Task directions:
Will you output all of the data below exactly, omitting the images?

Dataset excerpts:
-- BEGIN --

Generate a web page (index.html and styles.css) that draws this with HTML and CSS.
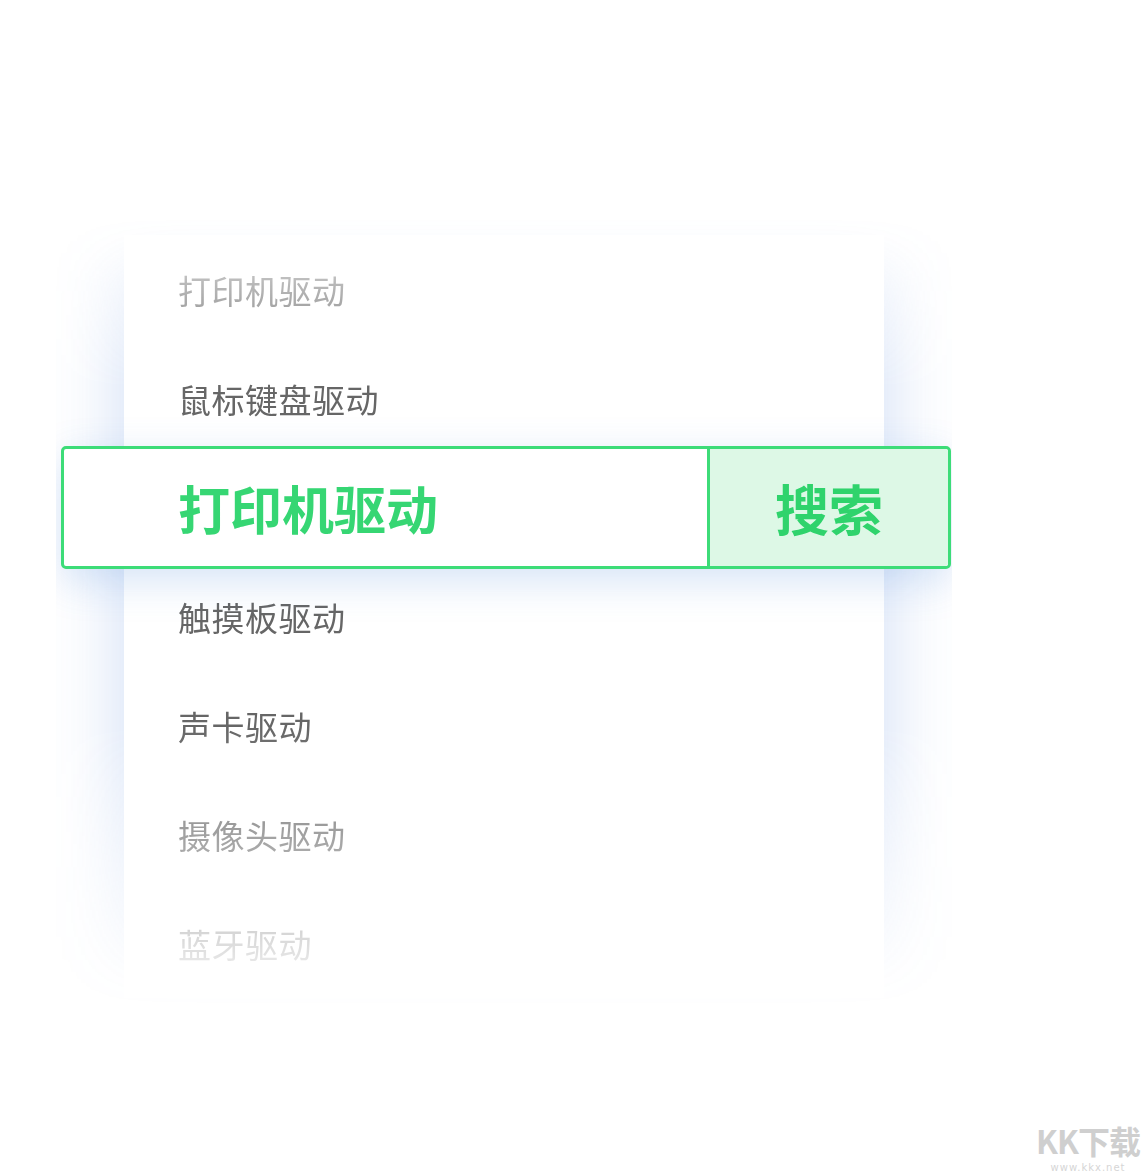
FILE: index.html
```html
<!DOCTYPE html>
<html lang="zh-CN">
<head>
<meta charset="utf-8">
<title>驱动搜索</title>
<link rel="stylesheet" href="styles.css">
</head>
<body>
<main class="stage">
  <div class="fade">
    <ul class="card">
      <li class="item">打印机驱动</li>
      <li class="item">鼠标键盘驱动</li>
      <li class="search">
        <div class="search-input">打印机驱动</div>
        <div class="search-btn">搜索</div>
      </li>
      <li class="item">触摸板驱动</li>
      <li class="item">声卡驱动</li>
      <li class="item">摄像头驱动</li>
      <li class="item">蓝牙驱动</li>
    </ul>
  </div>
</main>
<div class="watermark">
  <div class="wm-big">KK下载</div>
  <div class="wm-small">www.kkx.net</div>
</div>
</body>
</html>
```
FILE: styles.css
```css
html, body {
  margin: 0;
  padding: 0;
  background: #ffffff;
}
body {
  width: 1144px;
  height: 1176px;
  position: relative;
  overflow: hidden;
  font-family: "Noto Sans CJK SC", "Noto Sans", sans-serif;
}
.stage {
  padding-top: 167px;
  padding-left: 56px;
}
.fade {
  width: 760px;
  padding: 68px;
  -webkit-mask-image: linear-gradient(to bottom, rgba(0,0,0,0) 0px, rgba(0,0,0,0) 50px, rgba(0,0,0,0.45) 115px, #000 220px, #000 560px, rgba(0,0,0,0) 840px);
  mask-image: linear-gradient(to bottom, rgba(0,0,0,0) 0px, rgba(0,0,0,0) 50px, rgba(0,0,0,0.45) 115px, #000 220px, #000 560px, rgba(0,0,0,0) 840px);
}
.card {
  list-style: none;
  margin: 0;
  padding: 0;
  background: #ffffff;
  box-shadow: 0 0 70px rgba(80, 130, 220, 0.28);
  display: flex;
  flex-direction: column;
}
.item {
  height: 109px;
  display: flex;
  align-items: center;
  padding-left: 54px;
  font-size: 33px;
  color: #666666;
  letter-spacing: 0.5px;
}
.search {
  height: 123px;
  margin: -7px -67px -7px -63px;
  box-sizing: border-box;
  border: 3px solid #3ddc78;
  border-radius: 5px;
  background: #ffffff;
  display: flex;
  box-shadow: 0 12px 40px rgba(70, 130, 220, 0.22);
  position: relative;
}
.search-input {
  flex: 1;
  display: flex;
  align-items: center;
  padding-left: 114px;
  font-size: 52px;
  font-weight: 700;
  color: #36d673;
  border-right: 3px solid #3ddc78;
}
.search-btn {
  width: 238px;
  display: flex;
  align-items: center;
  justify-content: center;
  font-size: 54px;
  font-weight: 700;
  color: #2fd36c;
  background: #ddf8e6;
  border-radius: 0 3px 3px 0;
}
.watermark {
  position: absolute;
  right: 4px;
  bottom: 2px;
  text-align: center;
  color: #cfcfcf;
}
.wm-big {
  font-size: 32px;
  font-weight: 700;
  line-height: 42px;
  letter-spacing: -1px;
}
.wm-small {
  font-family: "DejaVu Sans", sans-serif;
  font-size: 10px;
  line-height: 13px;
  letter-spacing: 1px;
  color: #d6d6d6;
}
```
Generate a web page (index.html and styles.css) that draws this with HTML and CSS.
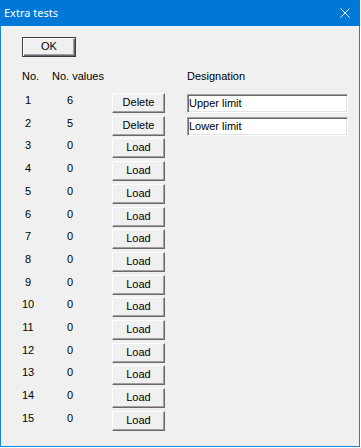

-- END --

Task result:
Generate a web page (index.html and styles.css) that draws this with HTML and CSS.
FILE: index.html
```html
<!DOCTYPE html>
<html lang="zh-CN">
<head>
<meta charset="utf-8">
<title>驱动搜索</title>
<link rel="stylesheet" href="styles.css">
</head>
<body>
<main class="stage">
  <div class="fade">
    <ul class="card">
      <li class="item">打印机驱动</li>
      <li class="item">鼠标键盘驱动</li>
      <li class="search">
        <div class="search-input">打印机驱动</div>
        <div class="search-btn">搜索</div>
      </li>
      <li class="item">触摸板驱动</li>
      <li class="item">声卡驱动</li>
      <li class="item">摄像头驱动</li>
      <li class="item">蓝牙驱动</li>
    </ul>
  </div>
</main>
<div class="watermark">
  <div class="wm-big">KK下载</div>
  <div class="wm-small">www.kkx.net</div>
</div>
</body>
</html>
```
FILE: styles.css
```css
html, body {
  margin: 0;
  padding: 0;
  background: #ffffff;
}
body {
  width: 1144px;
  height: 1176px;
  position: relative;
  overflow: hidden;
  font-family: "Noto Sans CJK SC", "Noto Sans", sans-serif;
}
.stage {
  padding-top: 167px;
  padding-left: 56px;
}
.fade {
  width: 760px;
  padding: 68px;
  -webkit-mask-image: linear-gradient(to bottom, rgba(0,0,0,0) 0px, rgba(0,0,0,0) 50px, rgba(0,0,0,0.45) 115px, #000 220px, #000 560px, rgba(0,0,0,0) 840px);
  mask-image: linear-gradient(to bottom, rgba(0,0,0,0) 0px, rgba(0,0,0,0) 50px, rgba(0,0,0,0.45) 115px, #000 220px, #000 560px, rgba(0,0,0,0) 840px);
}
.card {
  list-style: none;
  margin: 0;
  padding: 0;
  background: #ffffff;
  box-shadow: 0 0 70px rgba(80, 130, 220, 0.28);
  display: flex;
  flex-direction: column;
}
.item {
  height: 109px;
  display: flex;
  align-items: center;
  padding-left: 54px;
  font-size: 33px;
  color: #666666;
  letter-spacing: 0.5px;
}
.search {
  height: 123px;
  margin: -7px -67px -7px -63px;
  box-sizing: border-box;
  border: 3px solid #3ddc78;
  border-radius: 5px;
  background: #ffffff;
  display: flex;
  box-shadow: 0 12px 40px rgba(70, 130, 220, 0.22);
  position: relative;
}
.search-input {
  flex: 1;
  display: flex;
  align-items: center;
  padding-left: 114px;
  font-size: 52px;
  font-weight: 700;
  color: #36d673;
  border-right: 3px solid #3ddc78;
}
.search-btn {
  width: 238px;
  display: flex;
  align-items: center;
  justify-content: center;
  font-size: 54px;
  font-weight: 700;
  color: #2fd36c;
  background: #ddf8e6;
  border-radius: 0 3px 3px 0;
}
.watermark {
  position: absolute;
  right: 4px;
  bottom: 2px;
  text-align: center;
  color: #cfcfcf;
}
.wm-big {
  font-size: 32px;
  font-weight: 700;
  line-height: 42px;
  letter-spacing: -1px;
}
.wm-small {
  font-family: "DejaVu Sans", sans-serif;
  font-size: 10px;
  line-height: 13px;
  letter-spacing: 1px;
  color: #d6d6d6;
}
```
Generate a web page (index.html and styles.css) that draws this with HTML and CSS.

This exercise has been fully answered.